L’effet-Free ne doit pas faire oublier que beaucoup de pure players tirent le diable par la queue ni que toutes les entreprises produisant à bas coûts ne parviennent pas à créer un effet-marque. CDiscount a une image-prix en or, une présence impressionnante sur le web, une offre plus que large. Mais côté fierté d’achat, c’est plutôt faible, et ce n’est pas sa personnalité de marque trop peu marquante qui empêchera Amazon de lui prendre des parts de marché avec sa stratégie de services. Ryanair, qui reste lui aussi scotché au prix, n’offre pas une expérience mémorable avec son décollage de Beauvais.
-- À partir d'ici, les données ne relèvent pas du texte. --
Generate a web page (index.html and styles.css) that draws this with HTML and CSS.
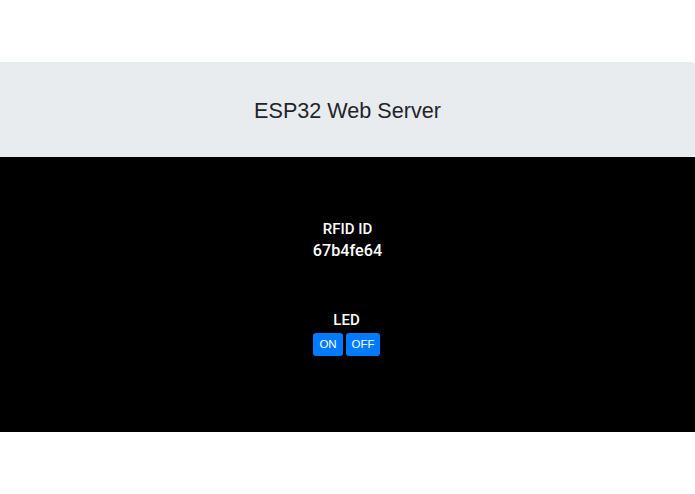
FILE: index.html
```html
<!DOCTYPE html>
<html>
<head>
<meta charset="utf-8">
<link rel="stylesheet" href="styles.css">
</head>
<body>
<div class="page">
  <header class="jumbo">
    <h1 class="title">ESP32 Web Server</h1>
  </header>
  <main class="panel">
    <div class="label">RFID ID</div>
    <div class="value">67b4fe64</div>
    <div class="label led">LED</div>
    <div class="btns">
      <button class="btn btn-on">ON</button>
      <button class="btn btn-off">OFF</button>
    </div>
  </main>
</div>
</body>
</html>
```
FILE: styles.css
```css
html, body {
  margin: 0;
  padding: 0;
  background: #ffffff;
}
.page {
  font-family: "Liberation Sans", Arial, sans-serif;
  padding-top: 62px;
}
.jumbo {
  background: #e9ecef;
  height: 95px;
  display: flex;
  align-items: center;
  justify-content: center;
  border-top-right-radius: 4px;
  border-bottom-right-radius: 4px;
}
.title {
  margin: 0;
  font-size: 21.6px;
  font-weight: 400;
  color: #212529;
  line-height: 26px;
  padding-top: 2px;
}
.panel {
  background: #000000;
  height: 275px;
  box-sizing: border-box;
  padding-top: 62px;
  display: flex;
  flex-direction: column;
  align-items: center;
  color: #ffffff;
  font-family: Roboto, "Liberation Sans", sans-serif;
}
.label {
  font-size: 15px;
  font-weight: 500;
  line-height: 20px;
}
.value {
  font-size: 16.2px;
  font-weight: 500;
  line-height: 22px;
  margin-top: 1px;
}
.led {
  margin-top: 48px;
  margin-right: 2px;
}
.btns {
  display: flex;
  gap: 3px;
  margin-top: 3px;
  margin-right: 2px;
}
.btn {
  font-family: "Liberation Sans", Arial, sans-serif;
  background: #007bff;
  color: #ffffff;
  border: none;
  border-radius: 3px;
  font-size: 11.5px;
  height: 23px;
  padding: 0;
  line-height: 23px;
}
.btn-on {
  width: 30px;
}
.btn-off {
  width: 34px;
}
```
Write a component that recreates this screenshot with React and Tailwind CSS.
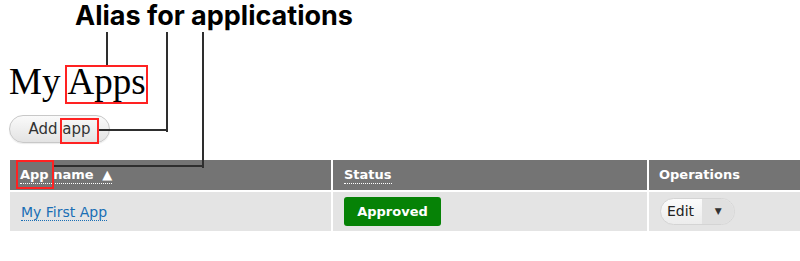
import React from 'react';

const tableFont = { fontFamily: '"DejaVu Sans", "Lucida Grande", sans-serif' };

function Line({ className }) {
  return <div className={`absolute bg-[#2e2e2e] ${className}`} />;
}

function RedBox({ className }) {
  return <div className={`absolute border-2 border-[#f22] ${className}`} />;
}

export default function App() {
  return (
    <div className="relative w-[800px] h-[261px] bg-white overflow-hidden">
      {/* annotation caption */}
      <div className="h-[32px] pl-[75px] pt-[1px] text-[27px] leading-[30px] font-bold text-black" style={{ fontFamily: 'Inter, Roboto, sans-serif' }}>
        Alias for applications
      </div>

      <h1 className="pl-[9px] mt-[30px] text-[37px] leading-[40px] text-black" style={{ fontFamily: '"Liberation Serif", "DejaVu Serif", serif' }}>
        My Apps
      </h1>

      <div className="pl-[9px] mt-[13px]" style={tableFont}>
        <button className="h-[28px] w-[101px] rounded-full border border-[#c8c8c8] bg-gradient-to-b from-[#fafafa] to-[#e3e3e3] text-[15px] text-[#333] shadow-[0_1px_1px_rgba(0,0,0,0.08)]">
          Add app
        </button>
      </div>

      <table className="ml-[10px] mt-[17px] w-[790px] border-collapse" style={tableFont}>
        <thead>
          <tr className="bg-[#747474] text-white text-[13px] font-bold h-[31px]">
            <th className="w-[322px] text-left pl-[10px] border-r-2 border-white align-middle">
              <span className="border-b border-dotted border-white pb-[1px]">App name <span className="text-[13px] pl-[4px]">▲</span></span>
            </th>
            <th className="w-[316px] text-left pl-[11px] border-r-2 border-white align-middle">
              <span className="border-b border-dotted border-white pb-[1px]">Status</span>
            </th>
            <th className="text-left pl-[10px] align-middle">Operations</th>
          </tr>
        </thead>
        <tbody>
          <tr className="bg-[#e4e4e4] h-[40px] border-t-2 border-white">
            <td className="pl-[11px] border-r-2 border-white align-middle">
              <a className="text-[14px] text-[#1a6fb5] border-b border-dotted border-[#1a6fb5]">My First App</a>
            </td>
            <td className="pl-[11px] border-r-2 border-white align-middle">
              <span className="inline-flex items-center justify-center w-[97px] h-[29px] rounded-[3px] bg-[#068206] text-white text-[13px] font-bold">
                Approved
              </span>
            </td>
            <td className="pl-[11px] align-middle">
              <span className="inline-flex items-center h-[27px] rounded-full border border-[#d4d4d4] bg-gradient-to-b from-[#fbfbfb] to-[#ececec] text-[14px] text-[#222] overflow-hidden">
                <span className="pl-[6px] pr-[8px]">Edit</span>
                <span className="h-full w-[32px] flex items-center justify-center bg-[#e0e0e0] text-[9px] text-[#333]">▼</span>
              </span>
            </td>
          </tr>
        </tbody>
      </table>

      {/* annotation overlay */}
      <RedBox className="left-[65px] top-[65px] w-[83px] h-[39px]" />
      <RedBox className="left-[60px] top-[118px] w-[39px] h-[26px]" />
      <RedBox className="left-[16px] top-[160px] w-[38px] h-[29px]" />

      <Line className="left-[106px] top-[32px] w-[2px] h-[33px]" />
      <Line className="left-[166px] top-[32px] w-[2px] h-[100px]" />
      <Line className="left-[99px] top-[129px] w-[69px] h-[2px]" />
      <Line className="left-[202px] top-[32px] w-[2px] h-[136px]" />
      <Line className="left-[54px] top-[165px] w-[150px] h-[2px]" />
    </div>
  );
}
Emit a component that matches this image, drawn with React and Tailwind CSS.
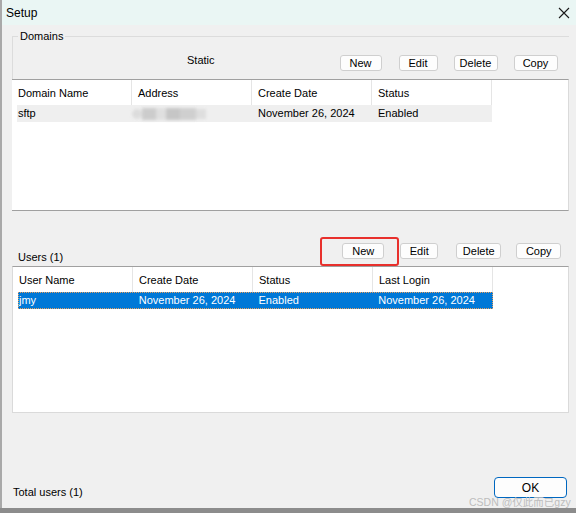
import React from "react";

const font = { fontFamily: '"Liberation Sans", Arial, sans-serif' };

function Btn({ children, w, ml }) {
  return (
    <div
      className={`h-[16px] flex items-center justify-center rounded-[3px] border border-[#cfcfcf] bg-[#fdfdfd] text-[11px] text-black leading-none ${w} ${ml}`}
    >
      {children}
    </div>
  );
}

function HeaderRow({ cols }) {
  return (
    <div className="flex h-[25px] items-center">
      {cols.map((c, i) => (
        <div
          key={i}
          className="w-[120px] h-full flex items-center pl-[6px] pt-[1px] border-r border-[#e5e5e5] text-[11px] text-black"
        >
          {c}
        </div>
      ))}
    </div>
  );
}

export default function App() {
  return (
    <div
      className="relative w-[576px] h-[513px] overflow-hidden bg-[#f0f0f0] flex"
      style={font}
    >
      {/* background window strip */}
      <div className="w-[2px] h-full bg-[#a9a9a9] shrink-0" />
      <div className="flex-1 flex flex-col">
        {/* title bar */}
        <div className="h-[25px] bg-[#eaf6f4] flex items-center justify-between pl-[4px] pr-[6px] shrink-0">
          <span className="text-[12px] text-black">Setup</span>
          <svg width="12" height="12" viewBox="0 0 12 12">
            <path d="M1 1 L11 11 M11 1 L1 11" stroke="#1a1a1a" strokeWidth="1.1" />
          </svg>
        </div>

        <div className="flex-1 flex flex-col pl-[10px] pr-[7px]">
          {/* group box */}
          <div className="relative mt-[11px] h-[43px] border-t border-l border-[#dcdcdc] shrink-0">
            <span className="absolute -top-[7px] left-[5px] bg-[#f0f0f0] px-[2px] text-[11px] leading-[13px] text-black">
              Domains
            </span>
            <div className="flex items-center mt-[18px] h-[16px]">
              <span className="ml-[174px] text-[11px] text-black leading-none -mt-[6px]">Static</span>
              <Btn w="w-[42px]" ml="ml-[125px]">New</Btn>
              <Btn w="w-[39px]" ml="ml-[17px]">Edit</Btn>
              <Btn w="w-[44px]" ml="ml-[16px]">Delete</Btn>
              <Btn w="w-[44px]" ml="ml-[16px]">Copy</Btn>
            </div>
          </div>

          {/* domains list */}
          <div className="h-[132px] bg-white border-t border-b border-t-[#a0a0a0] border-b-[#a0a0a0] border-r border-r-[#dadada] shrink-0">
            <HeaderRow cols={["Domain Name", "Address", "Create Date", "Status"]} />
            <div className="ml-[5px] w-[475px] h-[17px] bg-[#efefef] flex items-center text-[11px] text-black">
              <div className="w-[115px] pl-[1px]">sftp</div>
              <div className="w-[120px] pl-0 flex items-center h-full">
                <div className="flex items-center blur-[1.5px] opacity-80">
                  <div className="w-[10px] h-[10px] bg-[#d8d8d8] rounded-full" />
                  <div className="w-[14px] h-[12px] bg-[#c4c4c4]" />
                  <div className="w-[10px] h-[12px] bg-[#dcdcdc]" />
                  <div className="w-[14px] h-[12px] bg-[#bdbdbd]" />
                  <div className="w-[16px] h-[12px] bg-[#c8c8c8]" />
                  <div className="w-[10px] h-[10px] bg-[#dadada]" />
                </div>
              </div>
              <div className="w-[120px] pl-[6px]">November 26, 2024</div>
              <div className="w-[120px] pl-[6px]">Enabled</div>
            </div>
          </div>

          {/* users toolbar */}
          <div className="h-[55px] flex items-end shrink-0">
            <span className="ml-[6px] mb-[3px] text-[11px] text-black leading-none">Users (1)</span>
            <div className="flex items-center mb-[7px]">
              <Btn w="w-[42px]" ml="ml-[279px]">New</Btn>
              <Btn w="w-[38px]" ml="ml-[16px]">Edit</Btn>
              <Btn w="w-[45px]" ml="ml-[18px]">Delete</Btn>
              <Btn w="w-[45px]" ml="ml-[15px]">Copy</Btn>
            </div>
          </div>

          {/* users list */}
          <div className="h-[147px] bg-white border-t border-t-[#a0a0a0] border-l border-r border-b border-l-[#dadada] border-r-[#dadada] border-b-[#dadada] shrink-0">
            <HeaderRow cols={["User Name", "Create Date", "Status", "Last Login"]} />
            <div className="ml-[5px] w-[475px] h-[17px] bg-[#0078d7] border border-dotted border-[#e8a060] flex items-center text-[11px] text-white">
              <div className="w-[114px] pl-0">jmy</div>
              <div className="w-[120px] pl-[6px]">November 26, 2024</div>
              <div className="w-[120px] pl-[6px]">Enabled</div>
              <div className="w-[120px] pl-[6px]">November 26, 2024</div>
            </div>
          </div>

          {/* bottom */}
          <div className="flex-1 flex items-end justify-between pb-[9px]">
            <span className="ml-[1px] text-[11px] text-black leading-none mb-[1px]">Total users (1)</span>
            <div className="w-[73px] h-[21px] mb-[1px] mr-[2px] rounded-[4px] border-[1.5px] border-[#0067c0] bg-[#fdfdfd] flex items-center justify-center text-[12px] text-black">
              OK
            </div>
          </div>
          <div className="h-[5px] -ml-[12px] -mr-[7px] bg-[#8c8c8c] shrink-0" />
        </div>
      </div>

      {/* red highlight */}
      <div className="absolute left-[320px] top-[237px] w-[79px] h-[29px] border-2 border-[#e8302c] rounded-[3px]" />

      {/* watermark */}
      <div
        className="absolute left-[469px] top-[497px] whitespace-nowrap text-[10.5px] text-[#bdbdbd] leading-none"
        style={{ fontFamily: '"Liberation Sans", "Noto Sans CJK SC", sans-serif' }}
      >
        CSDN @仅此而已gzy
      </div>
    </div>
  );
}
Il manque à ces entreprises une idée créative et surtout une volonté pour passer du stade de la vente de produits à celui de la marque : la notoriété ne leur suffira pas pour résister. IKEA, enseigne experte en petits prix, a compris depuis longtemps que, pour construire une marque, il faut être inattendu et innover en dehors du prix : on ne vend pas du discount, on cherche d’abord à changer la vie des clients. Ce qui est précisément la mission d’une marque.

 

 

L’âge d’or peut-il durer ?

 

Tous les far west se transforment un jour ou l’autre en paysages bourgeois et clôturés de propriétés individuelles. Vente-privée se développe aujourd’hui en Europe grâce à sa stimulation événementielle du désir d’achat : et après ? Quelle est sa vision de la société ? Consommer toujours plus pour moins cher ? On s’en lassera, comme on s’est lassé des faux concours des vépécistes et des pack promotionnels de 12 bouteilles de lait. Amazon ne paie quasiment pas d’impôt en France : à partir de quel moment son image souffrira-t-elle de ce manque de responsabilité sociale ? La SNCF pourra-t-elle longtemps justifier des écarts de prix importants sur le même trajet Paris-Marseille ? Les limites de la dématérialisation ne sont-elles pas déjà dépassées en matière de relation-client ?

 

Les marques low cost devront à leur tour relever les défis réservés aux marques qui ont traversé les époques : donner de plus en plus de gages, redistribuer d’autres avantages que le prix, délivrer des services qui facilitent la vie. Plus elles se positionneront sur un combat de société, plus elles auront de chance de se réinventer et de perdurer.